Over the summer, senior Allison Bailey traveled to Puebla, Mexico to take in the city and earn credits for two Spanish courses. She returned to Puebla Wednesday to bring supplies and money to victims affected by the deadly earthquake that devastated central Mexico in September.
Bailey said she grew close to the people of Puebla because they were willing to share their culture with the students living amongst them.
“It was just sort of mind blowing how proud they are of their culture and how open they were to sharing it with us,” Bailey said.
Back in Wichita, Bailey watched as the city she had immersed herself in was ravaged by a 7.1-magnitude earthquake. She said the full impact of the disaster struck her when she saw footage of historic landmarks that she stood at mere months ago collapsing, particularly a church she had visited at the top of a pyramid.
“When I got on social media, I saw a video of the church crumbling down, and I was just like, ‘Oh my God,’” Bailey said. “I just wanted to cry.”
In the aftermath of the quake, she also saw people reaching out to provide relief to victims.
“I was seeing photos of like, my friends over there helping out, passing out clothes to kids,” Bailey said.
Bailey said she already wanted to go back to Mexico, but now she felt she could give back to the community, particularly by handing out clothes to children. She utilized Facebook to get her message out, and she and her best friend raised money and collected clothes she could take to Puebla.
“They need clothing and they, they need everything because everything was destroyed,” Bailey said. “I thought I would bring clothes, and I’m not really sure what else they need, so I was just going to bring money donations, and once I get there, convert it to pesos.”
Bailey said she plans to stay in a hotel and work with friends she met over the summer to distribute supplies to those in need.

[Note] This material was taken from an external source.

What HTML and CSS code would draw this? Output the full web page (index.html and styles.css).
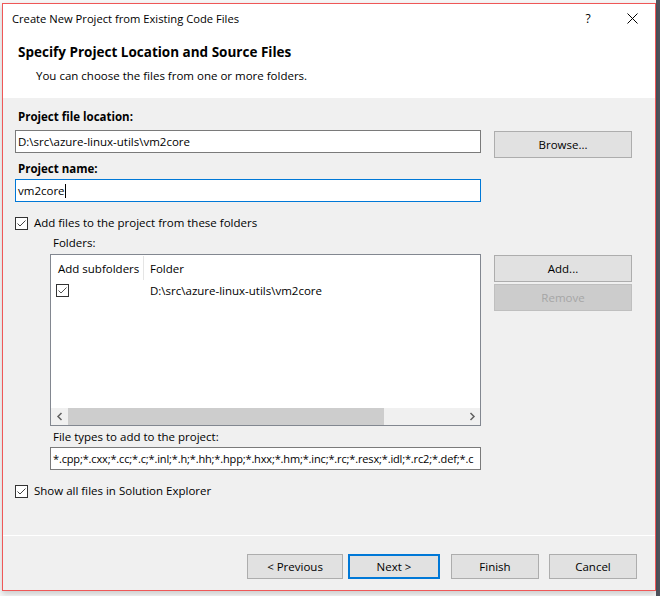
FILE: index.html
```html
<!DOCTYPE html>
<html>
<head>
<meta charset="utf-8">
<link rel="stylesheet" href="styles.css">
</head>
<body>
<div class="window">
  <div class="top">
    <div class="titlebar">
      <span class="title">Create New Project from Existing Code Files</span>
      <span class="cap-btn help">?</span>
      <span class="cap-btn close">
        <svg width="11" height="11" viewBox="0 0 11 11"><path d="M0.5 0.5 L10.5 10.5 M10.5 0.5 L0.5 10.5" stroke="#000" stroke-width="1" fill="none"/></svg>
      </span>
    </div>
    <div class="header">
      <div class="heading">Specify Project Location and Source Files</div>
      <div class="subheading">You can choose the files from one or more folders.</div>
    </div>
  </div>

  <div class="content">
    <div class="label bold first">Project file location:</div>
    <div class="row">
      <div class="textbox">D:\src\azure-linux-utils\vm2core</div>
      <div class="btn side-btn">Browse...</div>
    </div>
    <div class="label bold name-label">Project name:</div>
    <div class="textbox focused">vm2core<span class="caret"></span></div>

    <div class="check-row add-files">
      <span class="checkbox"><svg width="13" height="13" viewBox="0 0 13 13"><path d="M2.5 6.5 L5 9 L10.5 3.5" stroke="#444" stroke-width="1" fill="none"/></svg></span>
      <span>Add files to the project from these folders</span>
    </div>

    <div class="indent">
      <div class="label folders-label">Folders:</div>
      <div class="row folders-row">
        <div class="listbox">
          <div class="list-head">
            <div class="col1">Add subfolders</div>
            <div class="col-sep"></div>
            <div class="col2">Folder</div>
          </div>
          <div class="list-row">
            <div class="col1 cell-check"><span class="checkbox"><svg width="13" height="13" viewBox="0 0 13 13"><path d="M2.5 6.5 L5 9 L10.5 3.5" stroke="#555" stroke-width="1" fill="none"/></svg></span></div>
            <div class="col2 cell-text">D:\src\azure-linux-utils\vm2core</div>
          </div>
          <div class="list-fill"></div>
          <div class="hscroll">
            <div class="arrow"><svg width="8" height="9" viewBox="0 0 8 9"><path d="M5.5 1 L2 4.5 L5.5 8" stroke="#606060" stroke-width="1.5" fill="none"/></svg></div>
            <div class="thumb"></div>
            <div class="track"></div>
            <div class="arrow"><svg width="8" height="9" viewBox="0 0 8 9"><path d="M2.5 1 L6 4.5 L2.5 8" stroke="#606060" stroke-width="1.5" fill="none"/></svg></div>
          </div>
        </div>
        <div class="side-col">
          <div class="btn side-btn add-btn">Add...</div>
          <div class="btn side-btn disabled">Remove</div>
        </div>
      </div>
      <div class="label types-label">File types to add to the project:</div>
      <div class="textbox types-box"><span class="types-text">*.cpp;*.cxx;*.cc;*.c;*.inl;*.h;*.hh;*.hpp;*.hxx;*.hm;*.inc;*.rc;*.resx;*.idl;*.rc2;*.def;*.c</span></div>
    </div>

    <div class="check-row show-all">
      <span class="checkbox"><svg width="13" height="13" viewBox="0 0 13 13"><path d="M2.5 6.5 L5 9 L10.5 3.5" stroke="#444" stroke-width="1" fill="none"/></svg></span>
      <span>Show all files in Solution Explorer</span>
    </div>
  </div>

  <div class="footer">
    <div class="btn foot-btn prev">&lt; Previous</div>
    <div class="btn foot-btn next">Next &gt;</div>
    <div class="btn foot-btn finish">Finish</div>
    <div class="btn foot-btn cancel">Cancel</div>
  </div>
</div>
</body>
</html>
```
FILE: styles.css
```css
html, body {
  margin: 0;
  padding: 0;
  height: 596px;
  overflow: hidden;
}
body {
  background: linear-gradient(to right, #f7f7f7 656px, #4f535d 656px);
  font-family: "Open Sans", "Noto Sans", "Liberation Sans", sans-serif;
  font-size: 11.5px;
  color: #000;
}
.window {
  box-sizing: border-box;
  width: 654px;
  height: 588px;
  margin: 3px 0 0 2px;
  border: 1px solid #ef5757;
  background: #f0f0f0;
  display: flex;
  flex-direction: column;
  box-shadow: 0 3px 6px rgba(0, 0, 0, 0.18);
}
.top {
  background: #fff;
  height: 94px;
}
.titlebar {
  height: 28px;
  display: flex;
  align-items: center;
}
.title {
  padding-left: 9px;
  flex: 1;
  font-size: 11.2px;
}
.cap-btn {
  height: 28px;
  display: flex;
  align-items: center;
  justify-content: center;
}
.help {
  width: 44px;
  font-size: 12px;
}
.close {
  width: 45px;
}
.header {
  padding-left: 15px;
}
.heading {
  margin-top: 11px;
  font-size: 13.5px;
  font-weight: bold;
  line-height: 18px;
}
.subheading {
  margin-top: 7px;
  padding-left: 18px;
  line-height: 16px;
}
.content {
  padding-left: 12px;
}
.label {
  line-height: 16px;
}
.bold {
  font-weight: bold;
  padding-left: 3px;
}
.first {
  margin-top: 11px;
  margin-bottom: 5px;
}
.name-label {
  margin-top: 3px;
  margin-bottom: 2px;
}
.row {
  display: grid;
  grid-template-columns: 466px 138px;
  column-gap: 13px;
  align-items: start;
}
.textbox {
  box-sizing: border-box;
  width: 466px;
  height: 23px;
  border: 1px solid #7a7a7a;
  background: #fff;
  padding-left: 2px;
  line-height: 21px;
  white-space: nowrap;
  overflow: hidden;
}
.textbox.focused {
  border-color: #0078d7;
}
.caret {
  display: inline-block;
  width: 1px;
  height: 14px;
  background: #000;
  vertical-align: -3px;
}
.btn {
  box-sizing: border-box;
  background: #e1e1e1;
  border: 1px solid #adadad;
  display: flex;
  align-items: center;
  justify-content: center;
}
.side-btn {
  height: 27px;
  margin-top: 1px;
  width: 138px;
}
.side-btn.disabled {
  margin-top: 2px;
  background: #cccccc;
  border-color: #bfbfbf;
  color: #a6a6a6;
}
.check-row {
  display: flex;
  align-items: center;
  height: 16px;
  line-height: 16px;
}
.check-row .checkbox {
  margin-right: 6px;
}
.add-files {
  margin-top: 13px;
}
.checkbox {
  box-sizing: border-box;
  width: 13px;
  height: 13px;
  border: 1px solid #333;
  background: #fff;
  display: inline-block;
  position: relative;
}
.checkbox svg {
  position: absolute;
  left: -1px;
  top: -1px;
}
.indent {
  padding-left: 35px;
}
.folders-label {
  margin-top: 4px;
  padding-left: 3px;
  margin-bottom: 3px;
}
.folders-row {
  grid-template-columns: 431px 138px;
}
.listbox {
  box-sizing: border-box;
  width: 431px;
  height: 172px;
  border: 1px solid #828790;
  background: #fff;
  display: flex;
  flex-direction: column;
}
.list-head {
  display: flex;
  height: 26px;
  align-items: center;
}
.col1 {
  width: 92px;
  box-sizing: border-box;
  padding-left: 7px;
}
.col-sep {
  width: 1px;
  height: 24px;
  background: #e5e5e5;
}
.col2 {
  padding-left: 6px;
}
.list-row {
  display: flex;
  height: 18px;
  align-items: center;
}
.cell-check {
  padding-left: 5px;
  display: flex;
  align-items: center;
}
.cell-text {
  padding-left: 7px;
}
.list-fill {
  flex: 1;
}
.hscroll {
  height: 17px;
  display: flex;
  background: #f0f0f0;
}
.arrow {
  width: 17px;
  display: flex;
  align-items: center;
  justify-content: center;
}
.thumb {
  width: 316px;
  background: #cdcdcd;
}
.track {
  flex: 1;
}
.side-col {
  display: flex;
  flex-direction: column;
}
.types-label {
  margin-top: 3px;
  margin-bottom: 2px;
  padding-left: 3px;
}
.types-box {
  width: 431px;
}
.types-text {
  font-size: 11px;
  letter-spacing: -0.15px;
}
.show-all {
  margin-top: 13px;
}
.footer {
  margin-top: auto;
  border-top: 1px solid #fff;
  padding: 18px 18px 11px 0;
  display: flex;
  justify-content: flex-end;
}
.foot-btn {
  height: 25px;
}
.prev {
  width: 96px;
  margin-right: 5px;
}
.next {
  width: 92px;
  border: 2px solid #0078d7;
  margin-right: 11px;
}
.finish {
  width: 88px;
  margin-right: 10px;
}
.cancel {
  width: 88px;
}
```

Fortunately, none of her friends were injured in the quake.
“The friends that I made over there, they honestly feel like they’re going to be friends forever,” Bailey said. “It’s a cool feeling.”
Bailey, who decided to double major in Spanish after earning her minor in Puebla, said she has also grown close to her Spanish professors.
“They feel like family, honestly,” Bailey said. “Like, this is the first time I’ve ever felt involved in school, and I’m assuming it’s because it’s something I really like.”
Bailey works part-time at North High School, helping students who speak limited English to succeed in school.
Bailey said she plans to stay in Mexico for five days, distributing the supplies she gathered.
“You can say you care and you can say this affects you, but most people are just on social media raving about it and I’m just like, ‘Come on, let’s actually do something about it,’” Bailey said.
“Hopefully I make some sort of a difference.”